Drake Hotel Modern Wing, Toronto
DesignAgency and +tongtong, Toronto
Photography by Brandon Barré (exterior by Norm Li)
A forerunner of the small boutique experience in Toronto, the Drake Hotel recently built a five-storey addition along its Queen Street West expanse, adding 32 new guest rooms to the 19 in the original 19th century granite structure. Also new are the street-front bar, meeting and event spaces, the rooftop penthouse suite with a large terrace, and the living room-style lobby. Or, perhaps “suburban rec-room style” more accurately describes the lobby.
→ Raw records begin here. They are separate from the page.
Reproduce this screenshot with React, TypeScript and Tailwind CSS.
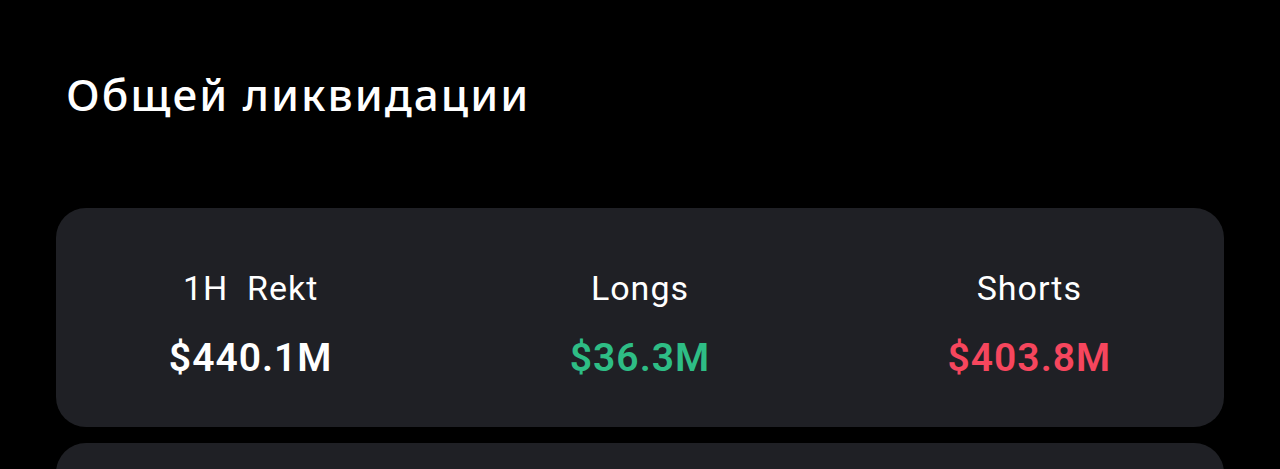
export default function App() {
  const stats = [
    { label: '1H  Rekt', value: '$440.1M', color: 'text-white' },
    { label: 'Longs', value: '$36.3M', color: 'text-[#2ebd85]' },
    { label: 'Shorts', value: '$403.8M', color: 'text-[#f6465d]' },
  ];

  return (
    <div className="min-h-[469px] h-[469px] overflow-hidden bg-black px-[56px] font-['Roboto',sans-serif]">
      <h1 className="pl-[10px] pt-[66px] text-[44px] leading-[56px] font-medium tracking-[2px] text-white font-['Noto_Sans',sans-serif]">
        Общей ликвидации
      </h1>

      <div className="mt-[86px] grid h-[219px] grid-cols-3 rounded-[30px] bg-[#1f2025]">
        {stats.map((s) => (
          <div key={s.value} className="flex flex-col items-center pt-[60px]">
            <span className="whitespace-pre text-[34px] leading-[40px] tracking-[1px] text-white">{s.label}</span>
            <span className={`mt-[28px] text-[39px] leading-[44px] font-semibold tracking-[1px] ${s.color}`}>
              {s.value}
            </span>
          </div>
        ))}
      </div>

      <div className="mt-[16px] h-[100px] rounded-[30px] bg-[#1f2025]" />
    </div>
  );
}
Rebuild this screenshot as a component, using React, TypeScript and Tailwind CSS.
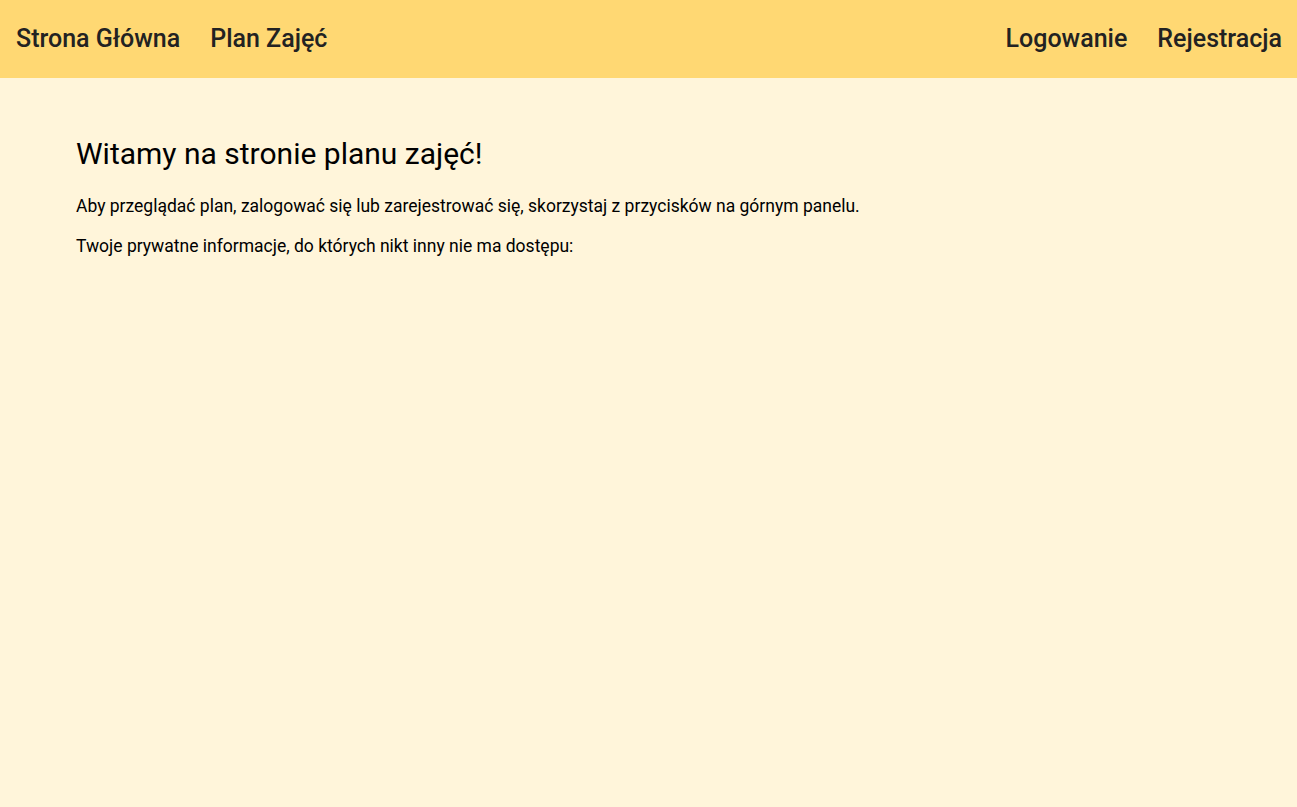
export default function App() {
  return (
    <div className="min-h-[807px] bg-[#fff5da] font-['Roboto',sans-serif]">
      <nav className="h-[78px] bg-[#ffd873] flex items-center justify-between px-4 text-[#222] font-medium text-[25px]">
        <div className="flex gap-[30px]">
          <span>Strona Główna</span>
          <span>Plan Zajęć</span>
        </div>
        <div className="flex gap-[30px] mr-[-1px]">
          <span>Logowanie</span>
          <span>Rejestracja</span>
        </div>
      </nav>
      <main className="px-[76px] pt-[58px] text-black">
        <h1 className="text-[30px] leading-[36px] mb-[22px]">Witamy na stronie planu zajęć!</h1>
        <p className="text-[17.5px] leading-[24px] mb-[16px]">Aby przeglądać plan, zalogować się lub zarejestrować się, skorzystaj z przycisków na górnym panelu.</p>
        <p className="text-[17.5px] leading-[24px]">Twoje prywatne informacje, do których nikt inny nie ma dostępu:</p>
      </main>
    </div>
  );
}
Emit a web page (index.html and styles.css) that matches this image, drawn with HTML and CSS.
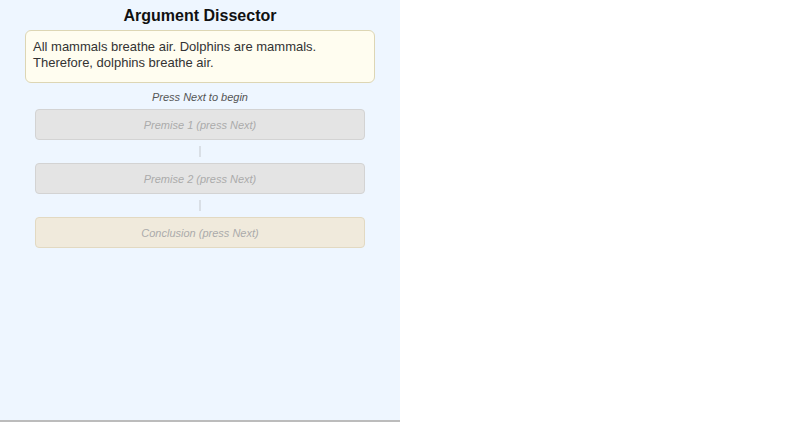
FILE: index.html
```html
<!DOCTYPE html>
<html>
<head>
<meta charset="utf-8">
<link rel="stylesheet" href="styles.css">
</head>
<body>
<div class="panel">
  <h1 class="title">Argument Dissector</h1>
  <div class="argument">All mammals breathe air. Dolphins are mammals. Therefore, dolphins breathe air.</div>
  <div class="hint">Press Next to begin</div>
  <div class="chain">
    <div class="step premise">Premise 1 (press Next)</div>
    <div class="link"></div>
    <div class="step premise">Premise 2 (press Next)</div>
    <div class="link"></div>
    <div class="step conclusion">Conclusion (press Next)</div>
  </div>
</div>
</body>
</html>
```

FILE: styles.css
```css
html, body {
  margin: 0;
  padding: 0;
  background: #ffffff;
  font-family: "Liberation Sans", Arial, sans-serif;
}

.panel {
  width: 400px;
  height: 414px;
  padding-top: 6px;
  background: #eef6ff;
  border-bottom: 2px solid #bcbcbc;
  display: flex;
  flex-direction: column;
}

.title {
  margin: 0;
  font-size: 16px;
  line-height: 20px;
  font-weight: bold;
  text-align: center;
  color: #111;
}

.argument {
  margin: 4px 25px 0;
  background: #fffdf0;
  border: 1px solid #ddd6b4;
  border-radius: 6px;
  padding: 8px 7px 11px;
  font-size: 13px;
  line-height: 16px;
  color: #333;
}

.hint {
  margin-top: 7px;
  font-size: 11px;
  line-height: 14px;
  font-style: italic;
  color: #555;
  text-align: center;
}

.chain {
  margin: 5px 35px 0;
  display: flex;
  flex-direction: column;
  align-items: center;
}

.step {
  align-self: stretch;
  height: 29px;
  border-radius: 4px;
  font-size: 11px;
  font-style: italic;
  color: #ababab;
  display: flex;
  align-items: center;
  justify-content: center;
}

.premise {
  background: #e4e4e4;
  border: 1px solid #d3d3d3;
}

.conclusion {
  background: #f0eadc;
  border: 1px solid #e2d9c2;
}

.link {
  width: 2px;
  height: 11px;
  margin: 6px 0;
  background: #d9dfe6;
}
```
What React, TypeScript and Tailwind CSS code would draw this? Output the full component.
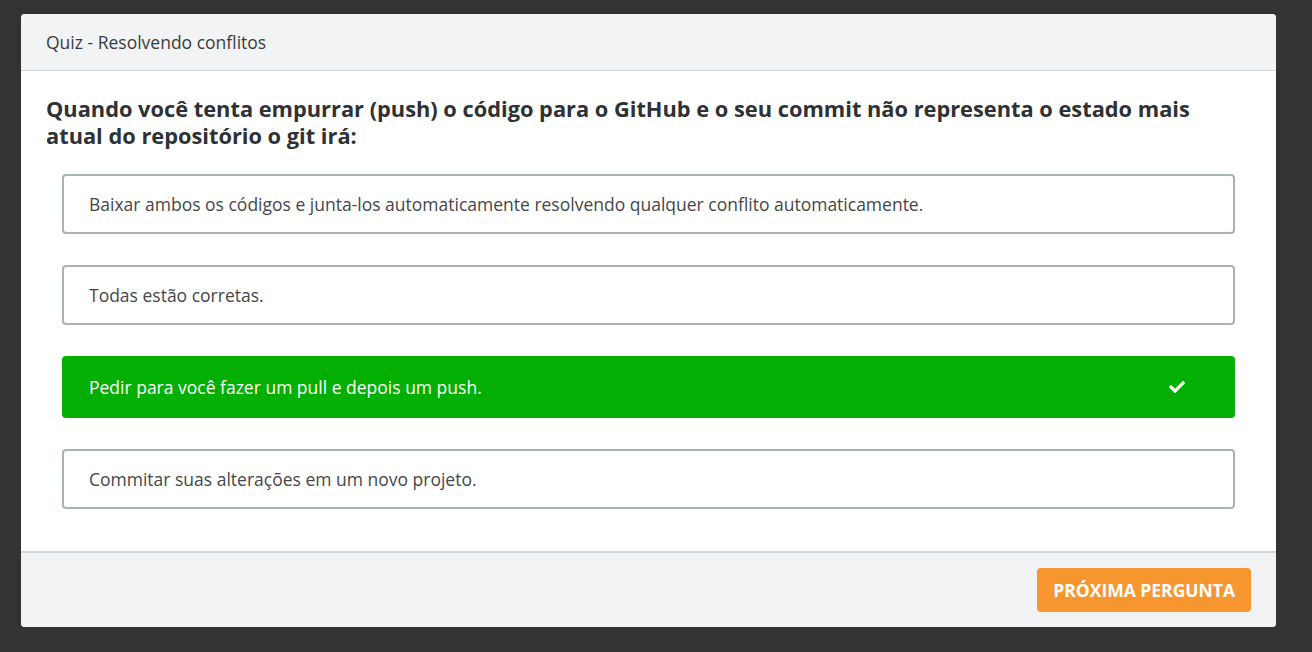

Subtle refinement was not on the agenda; the new interiors bask in the hotel’s hipster reputation with their in-your-face, low-brow retro design. The lobby’s focal point is a cane-and-tambour wood midcentury-modern banquette. From the front, however, it presents as a more-tailored and -sophisticated version of those cushy floating low-budget sofas at Lastman’s Bad Boy Superstore, its hyperactive upholstery fabric evoking hockey broadcaster Don Cherry’s busy plaid suit jackets. The tongue-in-cheek fun continues with pops of colour and jazzy patterns in the furniture, wall art, carpet and terrazzo floor, set off against the whitewashed brick fireplace. Guest rooms feature saturated colour palettes, original art and signature wallpapers ranging from traditional Arts and Crafts to Op Art geometrics. These change from floor to floor, giving each floor a unique mood. A spirited scene has always spilled onto the street from inside the Drake. The bar’s prime perch, pressed close to a curved, full-height window, brings the street to the bar and vice versa. Also noteworthy is the sculptural check-in desk created by Toronto’s Odami design studio. Such touches, combined with custom-made quilts, patterned rugs and lighting by local artisans, underscore the hotel’s commitment to creative expression.